Frequently Asked Questions
Q1: What is the minimum measurement uncertainty required for a plug gauge used in AS/NZS 3112 certification?
A1: The standard implicitly requires that the gauge tolerance be no greater than one-fifth of the product tolerance. For a pin width tolerance of ±0.07 mm (6.35 mm to 6.42 mm), the gauge measurement uncertainty (k=2) should be ≤ 0.014 mm. The LISUN LHS-3112 achieves ±0.01 mm, exceeding this requirement.
Q2: Can the LISUN LSF-3112 be used to measure the insertion force of child-resistant socket shutters?
A2: Yes. The LSF-3112 is equipped with a stepped probe (12 mm insertion depth for shutter testing) and a data sampling rate of 100 Hz. It can measure the opening force of shutters per AS/NZS 3112 Clause 4.10, which requires a minimum force of 2.0 N for the earth pin to open the active/neutral shutters.
Q3: How often should the LISUN gauge be recalibrated?
A3: The manufacturer recommends recalibration every 12 months under normal usage (less than 5,000 measurements per month). For high-throughput production environments (over 10,000 measurements per month), a 6-month recalibration interval is advised to maintain traceability per NATA/IANZ guidelines.
Q4: Does the LISUN LHS-3112 gauge check the pin chamfer angle specified in AS/NZS 3112?
A4: Yes. The gauge set includes a dedicated chamfer gauge attachment that verifies the 45° ± 0.5° angle at the tip of the earthing pin, as specified in AS/NZS 3112 Figure 4.1. The attachment uses a Go/No-Go profile machined to the exact upper and lower angle limits.
Q5: What is the failure mode if a plug passes the No-Go gauge but fails the Go gauge?

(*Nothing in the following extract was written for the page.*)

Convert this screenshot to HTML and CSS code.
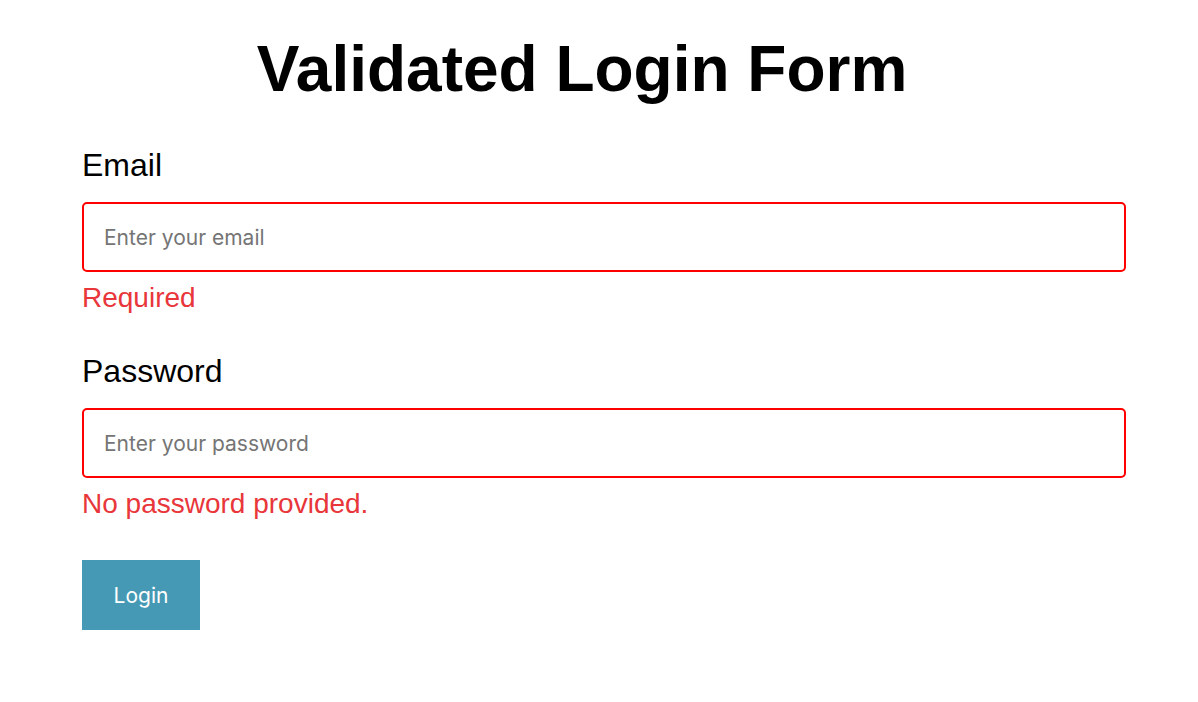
FILE: index.html
```html
<!DOCTYPE html>
<html>
<head>
<meta charset="utf-8">
<link rel="stylesheet" href="styles.css">
</head>
<body>
<div class="app">
  <h1 class="title">Validated Login Form</h1>
  <form class="form">
    <div class="field">
      <label class="label" for="email">Email</label>
      <input class="input error" id="email" type="text" placeholder="Enter your email">
      <div class="message">Required</div>
    </div>
    <div class="field">
      <label class="label" for="password">Password</label>
      <input class="input error" id="password" type="password" placeholder="Enter your password">
      <div class="message">No password provided.</div>
    </div>
    <button class="button" type="button">Login</button>
  </form>
</div>
</body>
</html>
```
FILE: styles.css
```css
html, body {
  margin: 0;
  padding: 0;
  background: #fff;
}
.app {
  padding: 0 72px 0 82px;
  font-family: "Liberation Sans", Arial, sans-serif;
}
.title {
  margin: 0;
  padding: 29px 44px 0 0;
  text-align: center;
  font-size: 64px;
  font-weight: bold;
  line-height: 80px;
  color: #000;
}
.form {
  display: flex;
  flex-direction: column;
  align-items: flex-start;
  padding-top: 38px;
}
.field {
  display: flex;
  flex-direction: column;
  width: 100%;
  margin-bottom: 39px;
}
.label {
  font-size: 32px;
  line-height: 36px;
  color: #000;
  margin-bottom: 19px;
}
.input {
  box-sizing: border-box;
  width: 100%;
  height: 70px;
  padding: 0 20px;
  border: 2px solid #ccc;
  border-radius: 5px;
  font-family: Inter, Roboto, sans-serif;
  font-size: 21px;
  outline: none;
}
.input::placeholder {
  color: #757575;
}
.input.error {
  border-color: #ff0000;
}
.message {
  font-size: 28px;
  line-height: 32px;
  color: #e8363a;
  margin-top: 10px;
}
.button {
  width: 118px;
  height: 70px;
  margin-top: 1px;
  border: none;
  background: #4699b4;
  color: #fff;
  font-family: Inter, Roboto, sans-serif;
  font-size: 21px;
  cursor: pointer;
}
```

A5: This scenario is physically impossible for a properly calibrated gauge set. The No-Go gauge is dimensionally larger than the Go gauge. If a plug fails the Go gauge (cannot be inserted), its pin is oversized. If it passes the No-Go gauge (can be inserted), the pin is undersized. Both conditions lead to a rejected plug per AS/NZS 3112, as the pin is either too loose or too tight for safe interoperation.